Ouistreham d’Emmanuel Carrère. Copyright Christine Tamale.

Croisement de la fiction et du regard documentaire, récit d’une imposture, adaptation littéraire : Ouistreham, adapté d’un livre de Florence Aubenas, coche toutes les cases pour devenir un film d’Emmanuel Carrère. Il les coche tellement qu’on ne peut s’empêcher de le voir avec un recul qui lui est préjudiciable. Recul provoqué en partie par la volonté de Carrère de « faire vrai » en utilisant parallèlement beaucoup de procédés de fiction, dont un maladroit suspense lié à la position de son héroïne. Et on se prend à penser qu’il y a de la malhonnêteté dans le regard du cinéaste, du même ordre que celle de sa protagoniste, dont il ne sait manifestement que faire, dans une double conclusion maladroite et contradictoire. On créditera en revanche au réalisateur de La Moustache un véritable regard sur ses comédiennes, qu’il a accompagnées avec un visible esprit d’équipe. Crédit évidemment partagé avec Juliette Binoche, entourée de débutants (tous passionnants), parmi lesquels elle se meut avec une évidence admirable.

 

François-Xavier Taboni

 

Si l’aspect réflexif aurait pu être captivant, mettant en abyme une démarche documentaire, soulevant la question du respect et de l’intégrité des personnes filmées, malheureusement le réalisateur se contente de filmer l’explicite, enchaînant les redondances (une voix off qui dit ce qui est déjà filmé), les péripéties déjà annoncées et donc prévisibles, les gros plans appuyés sur les visages désemparés, sans montrer la moindre capacité à proposer des idées sur la façon de filmer les gestes ou les espaces de travail qu’il représente.

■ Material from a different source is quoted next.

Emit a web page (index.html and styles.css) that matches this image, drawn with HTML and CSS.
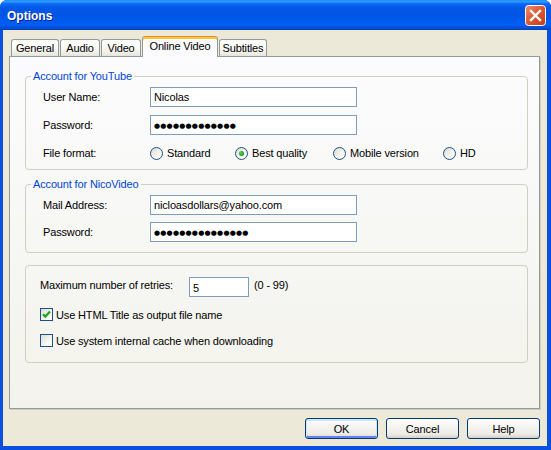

En outre, le fait de privilégier son personnage féminin principal renvoie au second plan celles auquel le livre d’Aubenas était destiné. De passeuse, elle devient malgré elle une héroïne. Au-delà de l’excès de fictionnalisation, le plus gênant est le sentiment binaire de deux mondes irréconciliables, le réel et la fiction, la précarité et le confort, à jamais dissociés. Le film échoue à dépeindre une utopie, sans non plus parvenir à transmettre un désarroi.